### What you need to do
Locate each line in the records containing "with". Copy it.

### Exercise input
- - - -
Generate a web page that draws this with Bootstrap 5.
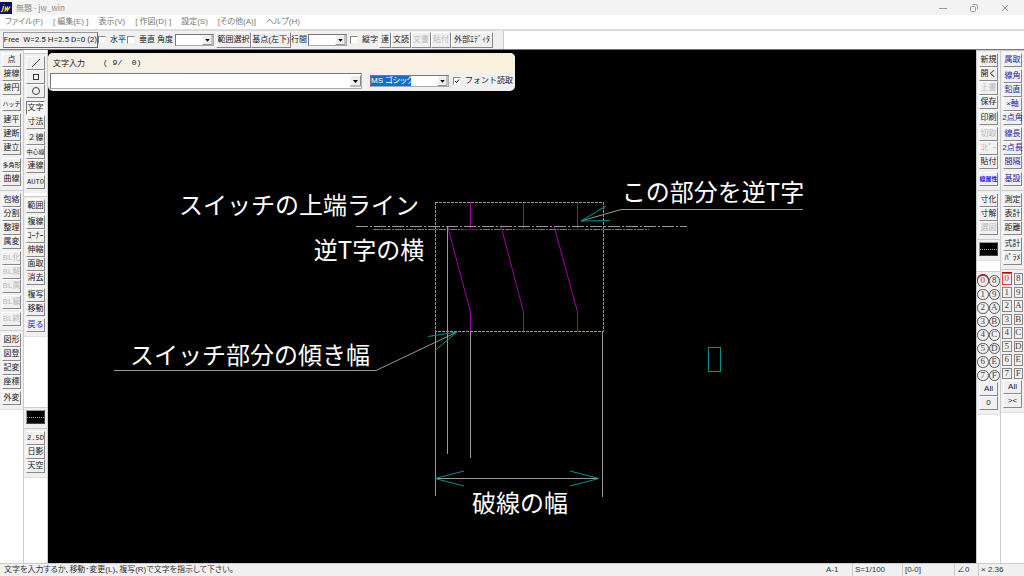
<!DOCTYPE html>
<html lang="ja">
<head>
<meta charset="utf-8">
<meta name="viewport" content="width=device-width, initial-scale=1">
<title>無題 - jw_win</title>
<link href="https://cdn.jsdelivr.net/npm/bootstrap@5.3.0/dist/css/bootstrap.min.css" rel="stylesheet">
<style>
  body { font: 8px/12px "Liberation Sans", "Noto Sans CJK JP", sans-serif; color: #222; background: #fff; }
  button, select, input { font: inherit; color: inherit; border-radius: 0; }
  .titlebar { height: 15px; background: #f3f3f3; color: #8c8c8c; font-family: "Noto Sans CJK JP", sans-serif; font-size: 8px; }
  .titlebar button { width: 31px; border: 0; padding: 0; background: none; line-height: 0; }
  .menubar { height: 14px; color: #777; gap: 10px; padding: 0 5px; font-size: 8px; font-feature-settings: "palt"; }
  .menubar a { color: inherit; text-decoration: none; white-space: pre; }

  /* bevelled push button used in every bar */
  .tool { display: flex; align-items: center; justify-content: center; height: 14px; padding: 0; white-space: nowrap; line-height: 12px;
    background: #f0f0f0; border: 1px solid; border-color: #fff #888 #888 #fff; }
  .tool:disabled { color: #bbb; }
  .tool.pressed { background: #f8f8f8; border-color: #777 #fff #fff #777; }
  .tight { font-size: 6px; }
  .fixed-pitch { font-family: "Liberation Mono", monospace; font-size: 7px; }
  .gap-above { margin-top: 2px; }
  .gap-above-3 { margin-top: 3px; }
  .ink-blue { color: #1c1ca8; }
  .ink-bright { color: #2020ff; }

  .topbar { height: 21px; border-top: 2px solid #dcdcdc; border-bottom: 1px solid #777; }
  .topbar-grid { display: grid; align-items: center; padding: 0 10px 0 3px; background: #f0f0f0; border-right: 1px solid #ccc;
    grid-template-columns: 95px 29px 30px 18px 41px 35px 40px 17px 42px 29px 12px 20px 20px 20px 42px; }
  .topbar .tool { height: 16px; }
  .topbar label { display: flex; align-items: center; gap: 4px; white-space: nowrap; }
  .text-style { font-family: Roboto, sans-serif; border-color: #999 #666 #666 #999; }
  .tick { appearance: none; flex: none; width: 8px; height: 8px; margin: 0; background: #fff; border: 1px solid; border-color: #888 #eee #eee #888; }
  .tick:checked { background: #fff url("data:image/svg+xml,%3Csvg xmlns='http://www.w3.org/2000/svg' viewBox='0 0 6 6'%3E%3Cpath d='M1 3l1.5 1.5L5 1.5' fill='none' stroke='%23000'/%3E%3C/svg%3E") center / contain no-repeat; }
  .combo { appearance: none; width: 39px; height: 12px; padding: 0; border: 1px solid; border-color: #777 #aaa #aaa #777; line-height: 10px;
    background: #fff url("data:image/svg+xml,%3Csvg xmlns='http://www.w3.org/2000/svg' viewBox='0 0 11 11'%3E%3Cpath d='M0 0h11v11H0z' fill='%23eee'/%3E%3Cpath d='M0 11V0h11' fill='none' stroke='%23fff'/%3E%3Cpath d='M0 10.5h10.5V0' fill='none' stroke='%23888'/%3E%3Cpath d='M3 4.500h5l-2.500 3z'/%3E%3C/svg%3E") right center / 11px 100% no-repeat; }

  .workspace { flex: 1; min-height: 0; }
  .side { width: 24px; border-right: 1px solid #ccc; }
  .side-right { border-right: 0; border-left: 1px solid #ccc; }
  .toolset { background: #f0f0f0; border-top: 1px solid #ccc; padding: 2px 2px 4px 2px; }
  .toolset .tool { width: 100%; }
  .spaced { margin-top: 3px; }
  .void { height: 70px; }
  .void-small { height: 10px; }
  .line-style { width: 100%; height: 14px; padding: 0; background: #000; border: 1px solid; border-color: #999 #444 #444 #999; display: flex; align-items: center; }
  .line-style span { width: 100%; border-top: 1px dotted #aaa; }
  .layers { display: grid; grid-template: repeat(8, minmax(0, 1fr)) / 1fr 1fr; height: 108px; margin: 0 -2px; font-family: "Liberation Serif", serif; font-size: 9px; }
  .layers button { min-height: 0; padding: 0; line-height: 9px; background: #f0f0f0; color: #444; border: 1px solid #888; margin: 1px; }
  .layers.round button { border-radius: 50%; border-color: #555; margin: 1px 0; }
  .layers .active { color: #e02020; border-color: #f04040; box-shadow: 0 -1px #c00000; }

  .stage { flex: 1; min-width: 0; background: #000; }
  .stage svg { width: 100%; height: 100%; display: block; }
  .stage text { font: 400 24px "Noto Sans CJK JP", sans-serif; fill: #fff; text-anchor: middle; }
  .text-dialog { top: 3px; left: 0; width: 467px; height: 38px; border-radius: 5px; background: #f0f0f0; overflow: hidden; }
  .dialog-title { height: 20px; padding: 0 5px; font-family: "Noto Sans CJK JP", sans-serif; background: linear-gradient(90deg, #f4f1e4, #faf0e6 60%, #f8f2dc); white-space: pre; }
  .char-count { font-family: "Liberation Mono", monospace; margin-left: 18px; }
  .dialog-row { padding: 0 2px; }
  .entry { width: 313px; height: 16px; }
  .font-pick { width: 79px; color: #fff; background-color: transparent; font-feature-settings: "palt"; }
  .font-wrap { background: linear-gradient(90deg, #0f6fd0 41px, #fff 41px); }

  .statusbar { height: 13px; background: #f0f0f0; border-top: 1px solid #ccc; font-feature-settings: "palt"; color: #333; }
  .statusbar div + div { border-left: 1px solid #ccc; padding-left: 2px; }
  .pane-a { width: 28px; }
  .pane-b { width: 50px; }
  .pane-c { width: 52px; }
  .pane-d { width: 24px; }
  .pane-e { width: 46px; }
</style>
</head>
<body>
<div class="d-flex flex-column vh-100 overflow-hidden">
  <header class="titlebar d-flex align-items-center">
    <svg width="12" height="12" viewBox="0 0 12 12" aria-hidden="true"><rect width="12" height="12" fill="#0a0a70"/><path d="M3.500 4L2.500 8.500Q2 10 .8 9.500M4 2.500v.8M5.500 4.500L5.200 8.500L7.500 5.500V8.500L10.200 4.500" fill="none" stroke="#f2e600" stroke-width="1.300"/></svg>
    <span class="ms-1 me-auto">無題 - jw_win</span>
    <button aria-label="最小化"><svg width="8" height="8"><path d="M0 4.500h8" stroke="#999"/></svg></button>
    <button aria-label="元に戻す"><svg width="8" height="8" fill="none" stroke="#999"><rect x=".5" y="2.500" width="5" height="5" rx="1"/><path d="M2.500 .5h3q2 0 2 2v3"/></svg></button>
    <button class="me-1" aria-label="閉じる"><svg width="8" height="8"><path d="M1 1l6 6M7 1l-6 6" stroke="#999"/></svg></button>
  </header>
  <nav class="menubar d-flex align-items-center">
    <a href="#">ファイル(F)</a><a href="#">[ 編集(E) ]</a><a href="#">表示(V)</a><a href="#">[ 作図(D) ]</a><a href="#">設定(S)</a><a href="#">[その他(A)]</a><a href="#">ヘルプ(H)</a>
  </nav>
  <div class="topbar d-flex">
    <div class="topbar-grid">
      <button class="tool text-style">Free&nbsp; W=2.5 H=2.5 D=0 (2)</button>
      <label><input class="tick" type="checkbox">水平</label>
      <label><input class="tick" type="checkbox">垂直</label>
      <label for="angle">角度</label>
      <select class="combo" id="angle"><option></option></select>
      <button class="tool">範囲選択</button>
      <button class="tool">基点(左下)</button>
      <label for="spacing">行間</label>
      <select class="combo" id="spacing"><option></option></select>
      <label><input class="tick" type="checkbox">縦字</label>
      <button class="tool">連</button>
      <button class="tool">文読</button>
      <button class="tool" disabled>文書</button>
      <button class="tool" disabled>貼付</button>
      <button class="tool">外部ｴﾃﾞｨﾀ</button>
    </div>
  </div>

  <div class="workspace d-flex">
    <aside class="side">
      <div class="toolset">
        <button class="tool">点</button>
        <button class="tool">接線</button>
        <button class="tool">接円</button>
        <button class="tool gap-above tight">ハッチ</button>
        <button class="tool gap-above">建平</button>
        <button class="tool">建断</button>
        <button class="tool">建立</button>
        <button class="tool gap-above-3 tight">多角形</button>
        <button class="tool">曲線</button>
      </div>
      <div class="toolset">
        <button class="tool">包絡</button>
        <button class="tool">分割</button>
        <button class="tool">整理</button>
        <button class="tool">属変</button>
        <button class="tool gap-above" disabled>BL化</button>
        <button class="tool" disabled>BL解</button>
        <button class="tool" disabled>BL属</button>
        <button class="tool gap-above" disabled>BL編</button>
        <button class="tool gap-above-3" disabled>BL終</button>
      </div>
      <div class="toolset border-bottom">
        <button class="tool">図形</button>
        <button class="tool">図登</button>
        <button class="tool">記変</button>
        <button class="tool">座標</button>
        <button class="tool gap-above">外変</button>
      </div>
    </aside>
    <aside class="side">
      <div class="toolset spaced">
        <button class="tool" aria-label="線"><svg width="10" height="10"><path d="M1 9L9 1" stroke="#444"/></svg></button>
        <button class="tool" aria-label="矩形"><svg width="10" height="10"><rect x="2.500" y="2.500" width="5" height="5" fill="none" stroke="#333"/></svg></button>
        <button class="tool" aria-label="円"><svg width="10" height="10"><circle cx="5" cy="5" r="3.500" fill="none" stroke="#444"/></svg></button>
        <button class="tool gap-above-3 pressed">文字</button>
        <button class="tool">寸法</button>
        <button class="tool gap-above">２線</button>
        <button class="tool tight">中心線</button>
        <button class="tool">連線</button>
        <button class="tool gap-above fixed-pitch">AUTO</button>
      </div>
      <div class="toolset spaced border-bottom">
        <button class="tool">範囲</button>
        <button class="tool gap-above">複線</button>
        <button class="tool">ｺｰﾅｰ</button>
        <button class="tool">伸縮</button>
        <button class="tool">面取</button>
        <button class="tool">消去</button>
        <button class="tool gap-above-3">複写</button>
        <button class="tool">移動</button>
        <button class="tool gap-above ink-bright">戻る</button>
      </div>
      <div class="void"></div>
      <div class="toolset"><button class="line-style" aria-label="線属性"><span></span></button></div>
      <div class="toolset border-bottom">
        <button class="tool fixed-pitch">2.5D</button>
        <button class="tool">日影</button>
        <button class="tool">天空</button>
      </div>
    </aside>

    <main class="stage position-relative">
      <svg viewBox="48 50 928 513" fill="none">
        <g stroke="#a000a0">
          <path d="M470.500 202V229M523.500 202V229M577.500 202V229"/>
          <path d="M447.500 226L470.500 312V331M501 226L523.500 312V331M554 226L577.500 312V331"/>
        </g>
        <g stroke="#999">
          <path d="M356 226.500H687" stroke-dasharray="12 2 2 2"/>
          <path d="M373 229.500H649" stroke-dasharray="7 1 2 1" stroke="#777"/>
          <path d="M435 202.500H603.500V331.500H435.500V202" stroke-dasharray="3 1"/>
          <path d="M447.500 226V454M470.500 332V458M435.500 332V496M602.500 332V497M435 478.500H599"/>
          <path d="M114 370.500H376L457 332M803 209.500H621L581 221"/>
        </g>
        <path d="M463 229.500H480M516 229.500H532M569 229.500H585" stroke="#700070"/>
        <g stroke="#089090">
          <path d="M464 471L435 478.500L464 486M570 471L599 478.500L570 486M428 336.500L457 332L435 350.500M606 206L581 221L610 220.500"/>
          <rect x="708.500" y="347.500" width="12" height="24"/>
        </g>
        <text x="299" y="214">スイッチの上端ライン</text>
        <text x="713" y="201">この部分を逆T字</text>
        <text x="369" y="259">逆T字の横</text>
        <text x="250" y="364">スイッチ部分の傾き幅</text>
        <text x="520" y="512">破線の幅</text>
      </svg>
      <section class="text-dialog position-absolute">
        <div class="dialog-title d-flex align-items-center"><label for="entry">文字入力</label><span class="char-count">( 9/  0)</span></div>
        <div class="dialog-row d-flex align-items-center">
          <select class="combo entry" id="entry"><option></option></select>
          <div class="font-wrap d-flex ms-2 me-1"><select class="combo font-pick" aria-label="フォント"><option>MS ゴシック</option></select></div>
          <label class="d-flex align-items-center text-nowrap"><input class="tick me-1" type="checkbox" checked>フォント読取</label>
        </div>
      </section>
    </main>

    <aside class="side side-right">
      <div class="toolset">
        <button class="tool">新規</button>
        <button class="tool">開く</button>
        <button class="tool" disabled>上書</button>
        <button class="tool">保存</button>
        <button class="tool gap-above">印刷</button>
        <button class="tool gap-above" disabled>切取</button>
        <button class="tool" disabled>ｺﾋﾟｰ</button>
        <button class="tool">貼付</button>
        <button class="tool gap-above-3 tight ink-bright fw-bold">線属性</button>
      </div>
      <div class="toolset">
        <button class="tool">寸化</button>
        <button class="tool">寸解</button>
        <button class="tool" disabled>選図</button>
      </div>
      <div class="toolset border-bottom"><button class="line-style" aria-label="線種"><span></span></button></div>
      <div class="void-small"></div>
      <div class="toolset border-bottom">
        <div class="layers round">
          <button class="active">0</button><button>8</button><button>1</button><button>9</button>
          <button>2</button><button>A</button><button>3</button><button>B</button>
          <button>4</button><button>C</button><button>5</button><button>D</button>
          <button>6</button><button>E</button><button>7</button><button>F</button>
        </div>
        <button class="tool">All</button>
        <button class="tool">0</button>
      </div>
    </aside>
    <aside class="side side-right">
      <div class="toolset ink-blue">
        <button class="tool">属取</button>
        <button class="tool gap-above">線角</button>
        <button class="tool">鉛直</button>
        <button class="tool">×軸</button>
        <button class="tool">2点角</button>
        <button class="tool gap-above">線長</button>
        <button class="tool">2点長</button>
        <button class="tool">間隔</button>
        <button class="tool gap-above-3">基設</button>
      </div>
      <div class="toolset">
        <button class="tool">測定</button>
        <button class="tool">表計</button>
        <button class="tool">距離</button>
        <button class="tool gap-above">式計</button>
        <button class="tool">ﾊﾟﾗﾒ</button>
      </div>
      <div class="toolset border-bottom">
        <div class="layers">
          <button class="active">0</button><button>8</button><button>1</button><button>9</button>
          <button>2</button><button>A</button><button>3</button><button>B</button>
          <button>4</button><button>C</button><button>5</button><button>D</button>
          <button>6</button><button>E</button><button>7</button><button>F</button>
        </div>
        <button class="tool">All</button>
        <button class="tool">&gt;&lt;</button>
      </div>
    </aside>
  </div>

  <footer class="statusbar d-flex align-items-center">
    <div class="ps-1 me-auto">文字を入力するか、移動･変更(L)、複写(R)で文字を指示して下さい。</div>
    <div class="pane-a border-0">A-1</div>
    <div class="pane-b">S=1/100</div>
    <div class="pane-c">[0-0]</div>
    <div class="pane-d">∠0</div>
    <div class="pane-e">× 2.36</div>
  </footer>
</div>
<script src="https://cdn.jsdelivr.net/npm/bootstrap@5.3.0/dist/js/bootstrap.bundle.min.js"></script>
</body>
</html>
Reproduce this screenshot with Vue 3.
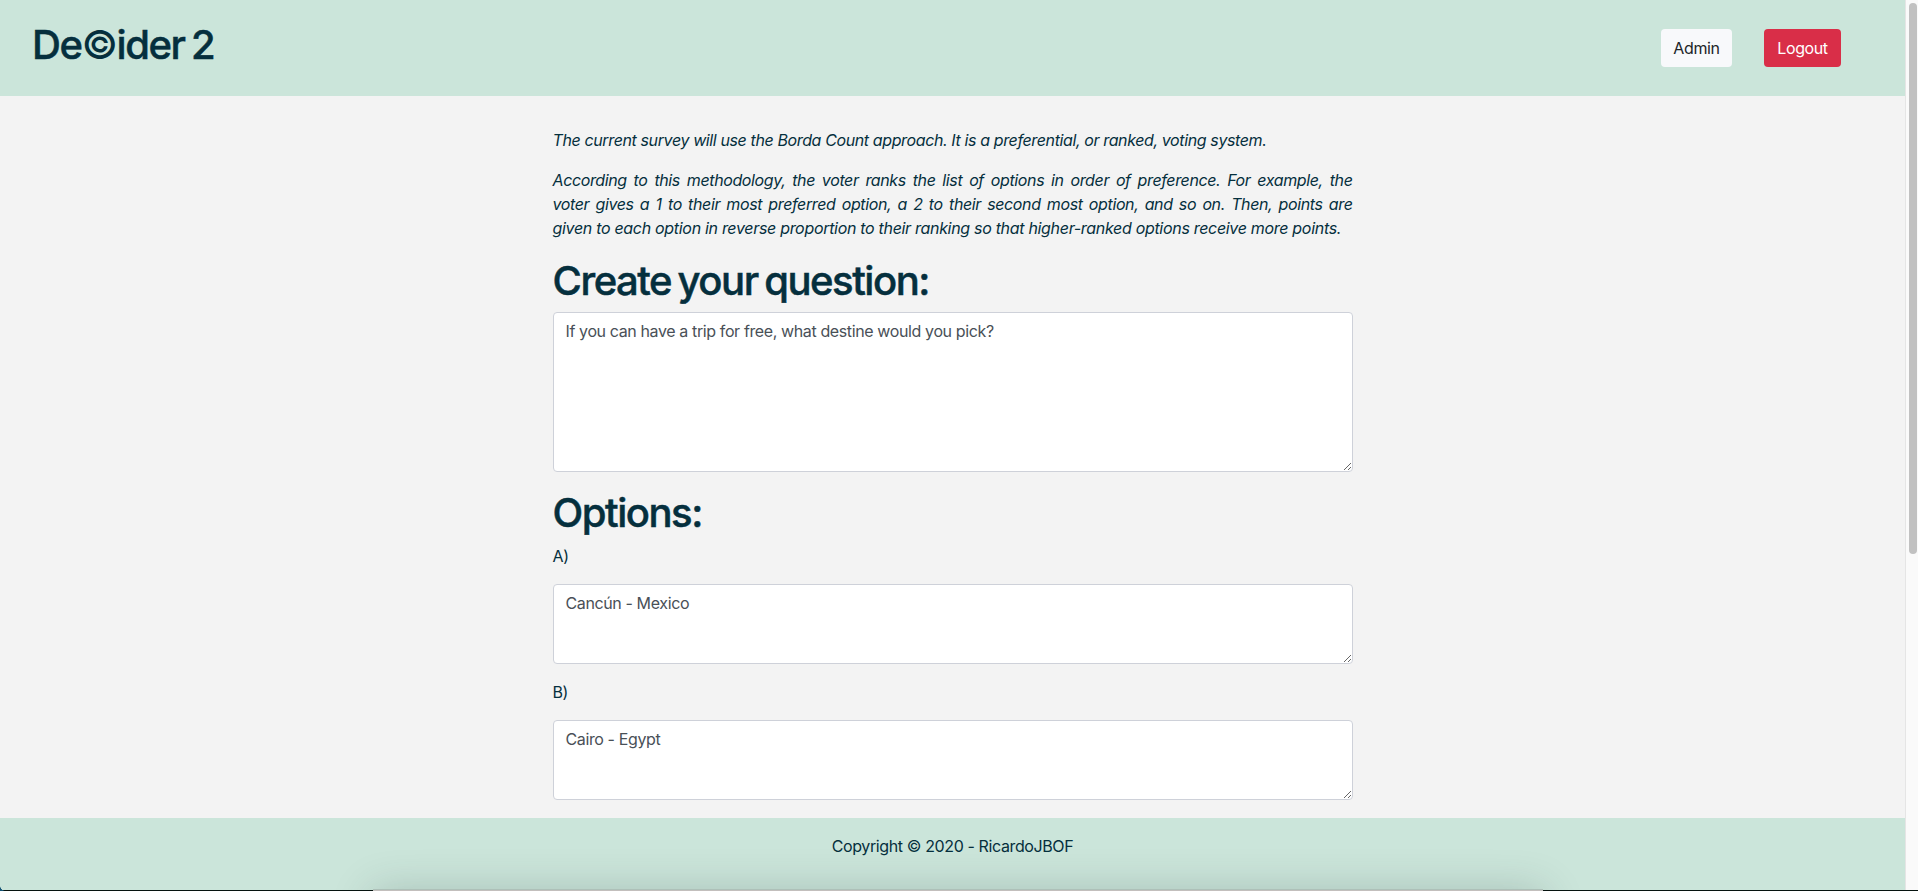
- - - -
### Answer to the exercise
Generate a web page that draws this with Bootstrap 5.
Reproduce this screenshot with Vue 3.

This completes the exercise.